The Prime Minister hasn’t even been able to find a consensus amongst his cabinet. Though Cameron and his major Conservative allies George Osborne and Theresa May will be campaigning for the UK to remain in the EU, many of his ministers are pro ‘Brexit’, including London Mayor and deviously cunning idiot-impersonator Boris Johnson, and Secretary of State for Work and Pensions Iain Duncan-Smith, who, last year, fist-pumped and hollered in the House of Commons during a speech where George Osborne announced savage cuts to tax credits. Such scission will cause deep ruptures within the party that will be difficult to heal.
Labour leader Jeremy Corbyn argued that the negotiations were more about Tory party politics than genuine reform, calling them a “theatrical sideshow” in Parliament. With Cameron having already made clear that he will not stand for a third term, Johnson, Osborne and May have been made favourites to replace him and their actions are a demonstration of their posturing for the top job. Osborne and May are sticking to the central ground in the hope of having more widespread political appeal, while Johnson has gone renegade in actively campaigning against his own party-line, seemingly seeking popularity with the far-right of the party and those who have already defected to UKIP.
Cameron’s negotiation battlegrounds were deeply flawed from the outset—he raised none of the issues which are most pressing to the EU or the UK. He sought no cooperation or discussion on the migrant crisis which has seen thousands die in desperation and will see so many more perish in the future. Nor did he enquire about the state of the UK and EU steel industry and its workforce in comparison with that of China. Furthermore, the European Union’s attempted bullying of Greece last summer following its peoples’ rejection of austerity, led by Angela Merkel, showed a hostility towards democracy that should be debated and combatted, but has not. The Prime Minister did not see fit to negotiate on any of this, instead seeking measures to further impose his own harsh austerity policies, and allowing himself to be bogged down in relatively meaningless semantics about sovereignty. What should have been a set of reforms which sought to put the UK at centre stage in the fight against such difficulties has amounted to little more than a regression in power that implies a desire to take a hands-off approach, which leaves humanitarian crises to be dealt with by others.

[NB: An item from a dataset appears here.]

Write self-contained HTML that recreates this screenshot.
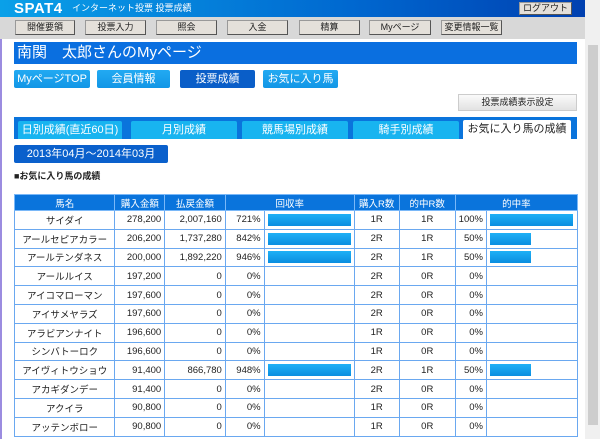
<!DOCTYPE html>
<html><head><meta charset="utf-8"><style>
*{margin:0;padding:0;box-sizing:border-box}
body{width:600px;height:439px;overflow:hidden;background:#fff;font-family:"Liberation Sans","Noto Sans CJK JP",sans-serif;position:relative;color:#222}
.a{position:absolute}
.hdr{left:0;top:0;width:585px;height:17px;background:linear-gradient(90deg,#0aa0e8,#0068d0 60%,#0040b0)}
.nav{left:0;top:17px;width:585px;height:22px;background:#d8d8d8}
.nb{position:absolute;top:3px;height:15px;background:#e4e0da;border:1px solid #999;border-right-color:#555;border-bottom-color:#555;font-size:9px;text-align:center;line-height:13px;color:#222}
.sb{left:585px;top:0;width:15px;height:439px;background:#f0f0f0}
.btn{position:absolute;top:70px;height:18px;background:linear-gradient(#22aaf2,#1296e6);color:#fff;font-size:11px;text-align:center;line-height:18px;border-radius:2px}
.tab{position:absolute;top:121px;height:18px;background:#18b4f0;color:#fff;font-size:11px;text-align:center;line-height:18px;border-radius:2px 2px 0 0}
table{position:absolute;left:14px;top:194px;border-collapse:collapse;font-size:9.5px;width:564px}
td,th{border:1px solid #6aa8f0;height:18.8px;padding:0 3px}
th{background:#0a74dc;color:#fff;font-weight:normal;height:16px;border-color:#7ab8f8}
td{text-align:right}
td.c{text-align:center}
.bar{height:12px;background:linear-gradient(#1eb0f6,#0a8ee0)}
</style></head><body>
<div class="a" style="left:0;top:0;width:2px;height:439px;background:#9b8ce0"></div>
<div class="a hdr"></div>
<div class="a" style="left:14px;top:0;color:#fff;font-weight:bold;font-size:15px;line-height:17px;letter-spacing:0.5px">SPAT4</div>
<div class="a" style="left:72px;top:0;color:#fff;font-size:9px;line-height:17px">インターネット投票 投票成績</div>
<div class="a nb" style="left:519px;top:2px;width:53px;height:13px;line-height:11px">ログアウト</div>
<div class="a nav"></div>
<div class="nb" style="left:15px;top:20px;width:60px">開催要領</div>
<div class="nb" style="left:85px;top:20px;width:61px">投票入力</div>
<div class="nb" style="left:156px;top:20px;width:61px">照会</div>
<div class="nb" style="left:227px;top:20px;width:61px">入金</div>
<div class="nb" style="left:299px;top:20px;width:61px">精算</div>
<div class="nb" style="left:369px;top:20px;width:62px">Myページ</div>
<div class="nb" style="left:441px;top:20px;width:61px">変更情報一覧</div>
<div class="a sb"></div>
<div class="a" style="left:588px;top:45px;width:10px;height:380px;background:#cdcdcd"></div>
<div class="a" style="left:14px;top:42px;width:563px;height:22px;background:#0a6fe0;color:#fff;font-size:15px;line-height:22px;padding-left:3px">南関　太郎さんのMyページ</div>
<div class="btn" style="left:14px;width:76px">MyページTOP</div>
<div class="btn" style="left:97px;width:73px">会員情報</div>
<div class="btn" style="left:180px;width:75px;background:#0a5ec8">投票成績</div>
<div class="btn" style="left:263px;width:75px">お気に入り馬</div>
<div class="a" style="left:458px;top:94px;width:119px;height:17px;background:linear-gradient(#fafafa,#e2e2e2);border:1px solid #ccc;font-size:9px;text-align:center;line-height:15px">投票成績表示設定</div>
<div class="a" style="left:14px;top:117px;width:563px;height:22px;background:#0a74dc"></div>
<div class="tab" style="left:18px;width:104px">日別成績(直近60日)</div>
<div class="tab" style="left:131px;width:106px">月別成績</div>
<div class="tab" style="left:242px;width:106px">競馬場別成績</div>
<div class="tab" style="left:353px;width:106px">騎手別成績</div>
<div class="tab" style="left:463px;width:108px;background:#fff;color:#222;top:120px;height:19px">お気に入り馬の成績</div>
<div class="a" style="left:14px;top:145px;width:154px;height:18px;background:#0a60cc;color:#fff;font-size:11px;text-align:center;line-height:18px;border-radius:2px">2013年04月～2014年03月</div>
<div class="a" style="left:14px;top:170px;font-size:9px;font-weight:bold;line-height:12px">■お気に入り馬の成績</div>
<table>
<colgroup><col style="width:103px"><col style="width:50px"><col style="width:61px"><col style="width:39px"><col style="width:90px"><col style="width:46px"><col style="width:57px"><col style="width:27px"><col style="width:91px"></colgroup>
<tr><th>馬名</th><th>購入金額</th><th>払戻金額</th><th colspan="2">回収率</th><th>購入R数</th><th>的中R数</th><th colspan="2">的中率</th></tr>
<tr><td class="c">サイダイ</td><td>278,200</td><td>2,007,160</td><td>721%</td><td><div class="bar" style="width:83px"></div></td><td class="c">1R</td><td class="c">1R</td><td>100%</td><td><div class="bar" style="width:83px"></div></td></tr>
<tr><td class="c">アールセピアカラー</td><td>206,200</td><td>1,737,280</td><td>842%</td><td><div class="bar" style="width:83px"></div></td><td class="c">2R</td><td class="c">1R</td><td>50%</td><td><div class="bar" style="width:41px"></div></td></tr>
<tr><td class="c">アールテンダネス</td><td>200,000</td><td>1,892,220</td><td>946%</td><td><div class="bar" style="width:83px"></div></td><td class="c">2R</td><td class="c">1R</td><td>50%</td><td><div class="bar" style="width:41px"></div></td></tr>
<tr><td class="c">アールルイス</td><td>197,200</td><td>0</td><td>0%</td><td></td><td class="c">2R</td><td class="c">0R</td><td>0%</td><td></td></tr>
<tr><td class="c">アイコマローマン</td><td>197,600</td><td>0</td><td>0%</td><td></td><td class="c">2R</td><td class="c">0R</td><td>0%</td><td></td></tr>
<tr><td class="c">アイサメヤラズ</td><td>197,600</td><td>0</td><td>0%</td><td></td><td class="c">2R</td><td class="c">0R</td><td>0%</td><td></td></tr>
<tr><td class="c">アラビアンナイト</td><td>196,600</td><td>0</td><td>0%</td><td></td><td class="c">1R</td><td class="c">0R</td><td>0%</td><td></td></tr>
<tr><td class="c">シンバトーロク</td><td>196,600</td><td>0</td><td>0%</td><td></td><td class="c">1R</td><td class="c">0R</td><td>0%</td><td></td></tr>
<tr><td class="c">アイヴィトウショウ</td><td>91,400</td><td>866,780</td><td>948%</td><td><div class="bar" style="width:83px"></div></td><td class="c">2R</td><td class="c">1R</td><td>50%</td><td><div class="bar" style="width:41px"></div></td></tr>
<tr><td class="c">アカギダンデー</td><td>91,400</td><td>0</td><td>0%</td><td></td><td class="c">2R</td><td class="c">0R</td><td>0%</td><td></td></tr>
<tr><td class="c">アクイラ</td><td>90,800</td><td>0</td><td>0%</td><td></td><td class="c">1R</td><td class="c">0R</td><td>0%</td><td></td></tr>
<tr><td class="c">アッテンボロー</td><td>90,800</td><td>0</td><td>0%</td><td></td><td class="c">1R</td><td class="c">0R</td><td>0%</td><td></td></tr>
</table>
</body></html>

Whatever the outcome, Cameron will certainly struggle to hold on to power. In his New Year interview with the Andrew Marr Show, he declared that he would remain as Prime Minister even if he loses the referendum. But the prospect of losing one of the most significant votes in the country’s history would yield pressure difficult for any leader to handle, let alone one on shaky ground who has already stated that he won’t be around for the next General Election. And even if he wins, the in-fighting amongst his cabinet and backbench Tories will surely cause too much division for the man to retain every minister’s trust. The fallout will be dirty and Labour must be ready to capitalise as it seeks to reassert itself before 2020.

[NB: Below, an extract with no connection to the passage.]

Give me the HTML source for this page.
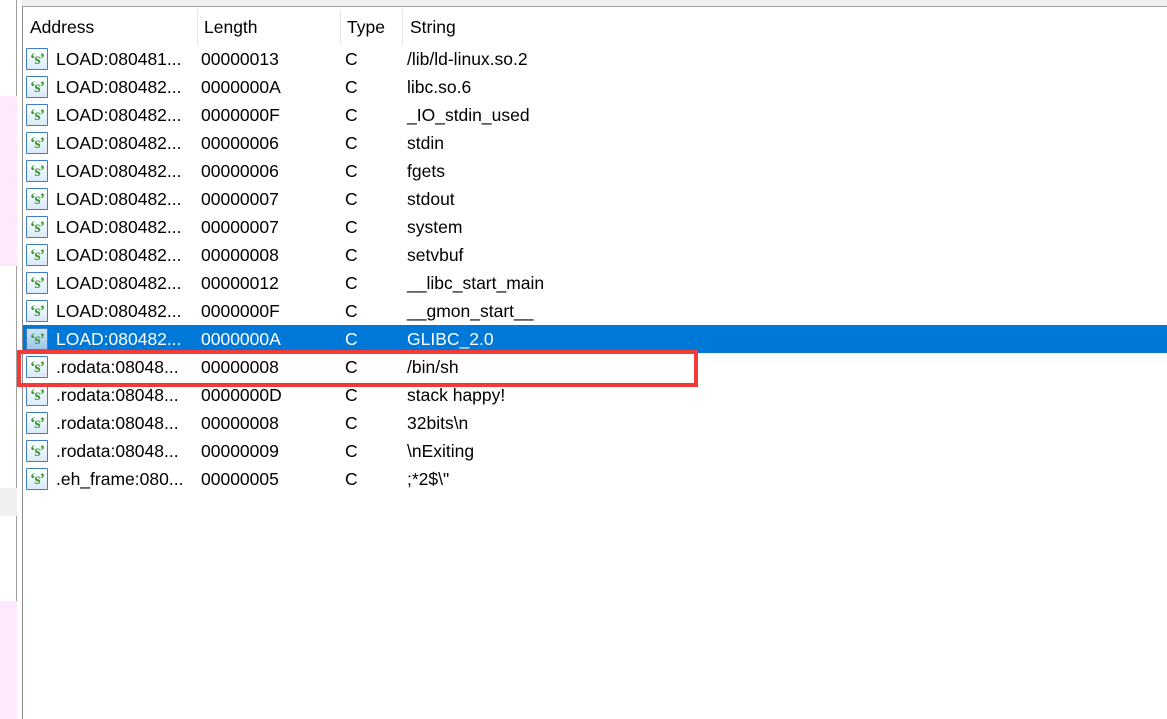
<!DOCTYPE html>
<html><head><meta charset="utf-8"><style>
*{margin:0;padding:0;box-sizing:border-box}
body{width:1167px;height:719px;overflow:hidden;background:#fff;position:relative;font-family:"Liberation Sans","Noto Sans CJK SC",sans-serif;font-size:17.5px;color:#000}
.topbar{position:absolute;left:22px;top:0;width:1145px;height:7px;background:#f0f0f0;border-bottom:1px solid #a0a0a0}
.leftstrip{position:absolute;left:0;top:0;width:17px;height:719px;background:#fff;border-right:1px solid #a0a0a0}
.pink{position:absolute;left:0;width:17px;background:#fde8fd}
.panel{position:absolute;left:22px;top:7px;width:1145px;height:712px;border-left:1px solid #8a8a8a;background:#fff}
.hdr{position:absolute;top:12px;height:30px;line-height:30px}
.sep{position:absolute;top:10px;width:1px;height:35px;background:#e5e5e5}
.row{position:absolute;left:23px;width:1144px;height:28px;line-height:28px;white-space:nowrap}
.row span{position:absolute;top:0}
.sel{background:#0078d7;color:#fff}
.ic{position:absolute;left:3px;top:3px;width:22px;height:22px;border:1px solid #3a7fc8;background:linear-gradient(#ffffff,#d8ecf8);border-radius:1px}
.ic b{position:absolute;left:0;top:0;width:20px;height:20px;color:#3a9a2a;font:bold 16px "Liberation Serif",serif;text-align:center;line-height:21px;letter-spacing:-1px}
.sel .ic{background:linear-gradient(#cfe3f5,#9cc6ea)}
.red{position:absolute;left:17px;top:350px;width:681px;height:37px;border:4px solid #f23a3a}
</style></head><body>
<div class="topbar"></div>
<div class="leftstrip"></div>
<div class="pink" style="top:96px;height:170px"></div>
<div class="pink" style="top:488px;height:28px;background:#f0f0f0"></div>
<div class="pink" style="top:601px;height:118px"></div>
<div class="panel"></div>
<div class="hdr" style="left:30px">Address</div>
<div class="hdr" style="left:204px">Length</div>
<div class="hdr" style="left:347px">Type</div>
<div class="hdr" style="left:410px">String</div>
<div class="sep" style="left:197px"></div>
<div class="sep" style="left:340px"></div>
<div class="sep" style="left:402px"></div>

<div class="row" style="top:45px"><div class="ic"><b>‘s’</b></div><span style="left:33px">LOAD:080481...</span><span style="left:178px">00000013</span><span style="left:322px">C</span><span style="left:384px">/lib/ld-linux.so.2</span></div>
<div class="row" style="top:73px"><div class="ic"><b>‘s’</b></div><span style="left:33px">LOAD:080482...</span><span style="left:178px">0000000A</span><span style="left:322px">C</span><span style="left:384px">libc.so.6</span></div>
<div class="row" style="top:101px"><div class="ic"><b>‘s’</b></div><span style="left:33px">LOAD:080482...</span><span style="left:178px">0000000F</span><span style="left:322px">C</span><span style="left:384px">_IO_stdin_used</span></div>
<div class="row" style="top:129px"><div class="ic"><b>‘s’</b></div><span style="left:33px">LOAD:080482...</span><span style="left:178px">00000006</span><span style="left:322px">C</span><span style="left:384px">stdin</span></div>
<div class="row" style="top:157px"><div class="ic"><b>‘s’</b></div><span style="left:33px">LOAD:080482...</span><span style="left:178px">00000006</span><span style="left:322px">C</span><span style="left:384px">fgets</span></div>
<div class="row" style="top:185px"><div class="ic"><b>‘s’</b></div><span style="left:33px">LOAD:080482...</span><span style="left:178px">00000007</span><span style="left:322px">C</span><span style="left:384px">stdout</span></div>
<div class="row" style="top:213px"><div class="ic"><b>‘s’</b></div><span style="left:33px">LOAD:080482...</span><span style="left:178px">00000007</span><span style="left:322px">C</span><span style="left:384px">system</span></div>
<div class="row" style="top:241px"><div class="ic"><b>‘s’</b></div><span style="left:33px">LOAD:080482...</span><span style="left:178px">00000008</span><span style="left:322px">C</span><span style="left:384px">setvbuf</span></div>
<div class="row" style="top:269px"><div class="ic"><b>‘s’</b></div><span style="left:33px">LOAD:080482...</span><span style="left:178px">00000012</span><span style="left:322px">C</span><span style="left:384px">__libc_start_main</span></div>
<div class="row" style="top:297px"><div class="ic"><b>‘s’</b></div><span style="left:33px">LOAD:080482...</span><span style="left:178px">0000000F</span><span style="left:322px">C</span><span style="left:384px">__gmon_start__</span></div>
<div class="row sel" style="top:325px"><div class="ic"><b>‘s’</b></div><span style="left:33px">LOAD:080482...</span><span style="left:178px">0000000A</span><span style="left:322px">C</span><span style="left:384px">GLIBC_2.0</span></div>
<div class="row" style="top:353px"><div class="ic"><b>‘s’</b></div><span style="left:33px">.rodata:08048...</span><span style="left:178px">00000008</span><span style="left:322px">C</span><span style="left:384px">/bin/sh</span></div>
<div class="row" style="top:381px"><div class="ic"><b>‘s’</b></div><span style="left:33px">.rodata:08048...</span><span style="left:178px">0000000D</span><span style="left:322px">C</span><span style="left:384px">stack happy!</span></div>
<div class="row" style="top:409px"><div class="ic"><b>‘s’</b></div><span style="left:33px">.rodata:08048...</span><span style="left:178px">00000008</span><span style="left:322px">C</span><span style="left:384px">32bits\n</span></div>
<div class="row" style="top:437px"><div class="ic"><b>‘s’</b></div><span style="left:33px">.rodata:08048...</span><span style="left:178px">00000009</span><span style="left:322px">C</span><span style="left:384px">\nExiting</span></div>
<div class="row" style="top:465px"><div class="ic"><b>‘s’</b></div><span style="left:33px">.eh_frame:080...</span><span style="left:178px">00000005</span><span style="left:322px">C</span><span style="left:384px">;*2$\"</span></div>
<div class="red"></div>
</body></html>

The reality is that Cameron’s deal has ensured that the possibility of the UK leaving the EU has vastly increased, an unbelievably poor piece of politicking and the exact opposite of what he initially set out to achieve. If his last major act as Prime Minister is to set in motion what he describes as the “leap into the dark” a departure from Europe would represent, it would be a fitting finale to a premiership which has offered no light and seen little other than pain and suffering for the most vulnerable.